Written task: Look for the string "React" and copy every line that has it.

Material:
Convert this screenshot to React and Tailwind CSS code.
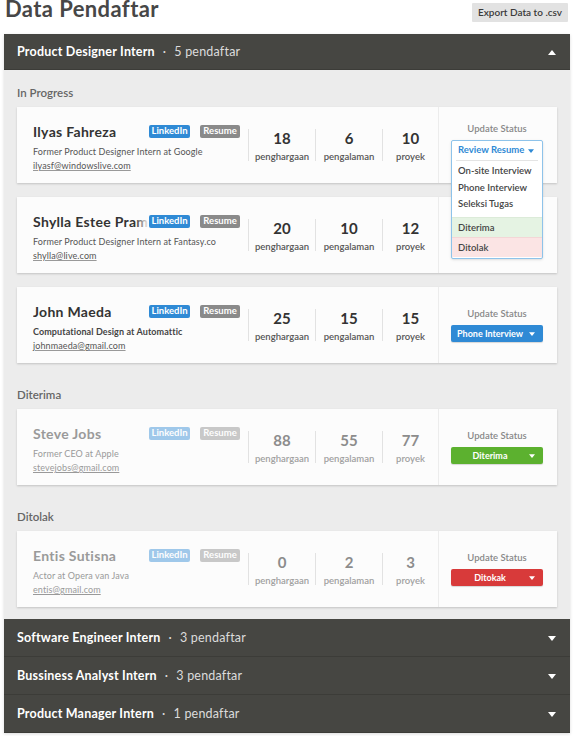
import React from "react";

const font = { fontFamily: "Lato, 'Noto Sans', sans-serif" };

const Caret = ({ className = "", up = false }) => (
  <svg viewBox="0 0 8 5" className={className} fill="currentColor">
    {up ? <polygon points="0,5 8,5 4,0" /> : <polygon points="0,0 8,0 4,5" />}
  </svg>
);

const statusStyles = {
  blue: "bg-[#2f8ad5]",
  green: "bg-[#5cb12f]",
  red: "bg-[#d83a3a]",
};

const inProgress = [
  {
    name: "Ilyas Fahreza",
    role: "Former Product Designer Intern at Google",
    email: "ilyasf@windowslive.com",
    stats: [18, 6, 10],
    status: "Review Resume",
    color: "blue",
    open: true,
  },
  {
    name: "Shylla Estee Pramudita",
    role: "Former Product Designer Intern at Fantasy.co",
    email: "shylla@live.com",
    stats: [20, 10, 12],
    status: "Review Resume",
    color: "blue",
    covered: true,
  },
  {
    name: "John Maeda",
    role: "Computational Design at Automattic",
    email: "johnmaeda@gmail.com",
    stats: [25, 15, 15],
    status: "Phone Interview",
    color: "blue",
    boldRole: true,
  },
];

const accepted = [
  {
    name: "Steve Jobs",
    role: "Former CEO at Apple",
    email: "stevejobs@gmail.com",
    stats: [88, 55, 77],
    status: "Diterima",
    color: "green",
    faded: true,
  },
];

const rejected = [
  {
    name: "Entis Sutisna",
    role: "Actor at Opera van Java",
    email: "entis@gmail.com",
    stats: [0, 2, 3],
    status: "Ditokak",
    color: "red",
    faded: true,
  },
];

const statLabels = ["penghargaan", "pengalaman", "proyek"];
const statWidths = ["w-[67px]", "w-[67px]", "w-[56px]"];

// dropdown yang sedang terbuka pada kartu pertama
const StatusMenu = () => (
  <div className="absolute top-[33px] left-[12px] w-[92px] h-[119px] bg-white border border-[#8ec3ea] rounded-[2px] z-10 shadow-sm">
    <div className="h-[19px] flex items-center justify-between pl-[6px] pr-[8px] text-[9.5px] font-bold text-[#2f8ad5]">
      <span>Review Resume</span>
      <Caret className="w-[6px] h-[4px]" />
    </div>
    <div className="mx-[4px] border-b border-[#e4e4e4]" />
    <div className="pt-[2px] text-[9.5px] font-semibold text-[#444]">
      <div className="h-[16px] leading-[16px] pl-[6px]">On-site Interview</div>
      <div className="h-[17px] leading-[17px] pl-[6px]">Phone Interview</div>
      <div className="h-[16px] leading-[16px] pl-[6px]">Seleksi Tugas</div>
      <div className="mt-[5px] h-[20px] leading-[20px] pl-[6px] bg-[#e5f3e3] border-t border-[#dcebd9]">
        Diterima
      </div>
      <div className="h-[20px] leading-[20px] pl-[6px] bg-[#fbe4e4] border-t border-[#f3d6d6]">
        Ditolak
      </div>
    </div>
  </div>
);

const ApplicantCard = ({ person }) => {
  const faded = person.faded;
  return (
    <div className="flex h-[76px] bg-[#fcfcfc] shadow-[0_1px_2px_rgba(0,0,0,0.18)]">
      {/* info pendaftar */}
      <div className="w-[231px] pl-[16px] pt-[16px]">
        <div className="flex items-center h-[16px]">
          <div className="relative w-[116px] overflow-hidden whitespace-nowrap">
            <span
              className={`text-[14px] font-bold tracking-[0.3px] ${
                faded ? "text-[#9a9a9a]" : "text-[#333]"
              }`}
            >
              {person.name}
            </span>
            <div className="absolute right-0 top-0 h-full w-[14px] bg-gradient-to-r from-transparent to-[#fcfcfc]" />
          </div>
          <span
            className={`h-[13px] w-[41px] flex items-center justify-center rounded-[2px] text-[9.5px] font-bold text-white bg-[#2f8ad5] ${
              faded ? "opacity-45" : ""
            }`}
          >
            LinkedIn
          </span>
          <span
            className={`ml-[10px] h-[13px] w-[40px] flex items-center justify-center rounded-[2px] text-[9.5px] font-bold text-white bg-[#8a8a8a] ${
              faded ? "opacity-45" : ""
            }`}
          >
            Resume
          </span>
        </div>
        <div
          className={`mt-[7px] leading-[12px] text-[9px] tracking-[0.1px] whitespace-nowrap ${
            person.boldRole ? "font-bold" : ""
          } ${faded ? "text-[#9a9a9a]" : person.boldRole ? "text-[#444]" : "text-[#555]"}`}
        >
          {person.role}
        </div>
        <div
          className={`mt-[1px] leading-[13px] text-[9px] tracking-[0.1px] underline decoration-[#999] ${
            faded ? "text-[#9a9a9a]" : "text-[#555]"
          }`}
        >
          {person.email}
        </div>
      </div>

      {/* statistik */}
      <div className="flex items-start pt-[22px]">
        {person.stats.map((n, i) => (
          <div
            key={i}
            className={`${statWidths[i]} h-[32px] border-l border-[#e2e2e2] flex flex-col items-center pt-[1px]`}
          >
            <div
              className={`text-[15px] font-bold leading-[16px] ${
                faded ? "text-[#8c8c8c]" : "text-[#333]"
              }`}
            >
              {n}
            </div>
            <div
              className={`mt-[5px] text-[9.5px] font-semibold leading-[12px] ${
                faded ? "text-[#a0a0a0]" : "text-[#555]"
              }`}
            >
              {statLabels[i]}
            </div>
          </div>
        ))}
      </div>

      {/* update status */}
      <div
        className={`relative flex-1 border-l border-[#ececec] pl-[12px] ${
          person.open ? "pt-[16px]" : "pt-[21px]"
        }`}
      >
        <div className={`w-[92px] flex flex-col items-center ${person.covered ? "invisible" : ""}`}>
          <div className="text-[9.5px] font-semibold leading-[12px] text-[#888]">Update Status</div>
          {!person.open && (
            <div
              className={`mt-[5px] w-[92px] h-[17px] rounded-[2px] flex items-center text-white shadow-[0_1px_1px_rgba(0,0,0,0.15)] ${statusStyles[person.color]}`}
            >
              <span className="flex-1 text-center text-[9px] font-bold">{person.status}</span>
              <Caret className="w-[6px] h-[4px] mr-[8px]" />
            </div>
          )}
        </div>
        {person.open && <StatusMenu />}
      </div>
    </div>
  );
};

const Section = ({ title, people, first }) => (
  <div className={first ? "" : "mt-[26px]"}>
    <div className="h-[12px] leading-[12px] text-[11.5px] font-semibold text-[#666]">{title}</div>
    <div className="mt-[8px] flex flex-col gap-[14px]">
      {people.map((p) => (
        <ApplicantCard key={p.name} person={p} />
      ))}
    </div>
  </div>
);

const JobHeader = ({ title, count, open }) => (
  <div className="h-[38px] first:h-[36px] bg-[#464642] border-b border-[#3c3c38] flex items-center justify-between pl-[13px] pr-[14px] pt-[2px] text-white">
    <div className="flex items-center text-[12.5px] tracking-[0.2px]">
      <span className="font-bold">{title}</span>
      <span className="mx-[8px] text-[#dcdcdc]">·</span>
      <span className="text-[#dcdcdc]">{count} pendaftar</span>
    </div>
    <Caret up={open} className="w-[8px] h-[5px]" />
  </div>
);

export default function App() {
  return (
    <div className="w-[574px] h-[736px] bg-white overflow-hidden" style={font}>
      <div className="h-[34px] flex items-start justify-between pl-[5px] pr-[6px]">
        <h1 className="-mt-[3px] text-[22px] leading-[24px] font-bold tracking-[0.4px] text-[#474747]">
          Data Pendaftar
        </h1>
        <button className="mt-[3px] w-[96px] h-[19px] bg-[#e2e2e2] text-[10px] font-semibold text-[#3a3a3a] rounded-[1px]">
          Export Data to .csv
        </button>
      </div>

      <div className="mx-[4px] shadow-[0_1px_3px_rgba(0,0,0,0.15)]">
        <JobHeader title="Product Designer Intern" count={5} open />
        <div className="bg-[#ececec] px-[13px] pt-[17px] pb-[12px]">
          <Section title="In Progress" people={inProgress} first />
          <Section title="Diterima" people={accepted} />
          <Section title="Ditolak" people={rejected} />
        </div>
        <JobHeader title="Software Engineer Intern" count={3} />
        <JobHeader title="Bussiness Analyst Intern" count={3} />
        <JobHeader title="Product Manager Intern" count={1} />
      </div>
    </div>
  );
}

Solution for this problem:
Convert this screenshot to React and Tailwind CSS code.
import React from "react";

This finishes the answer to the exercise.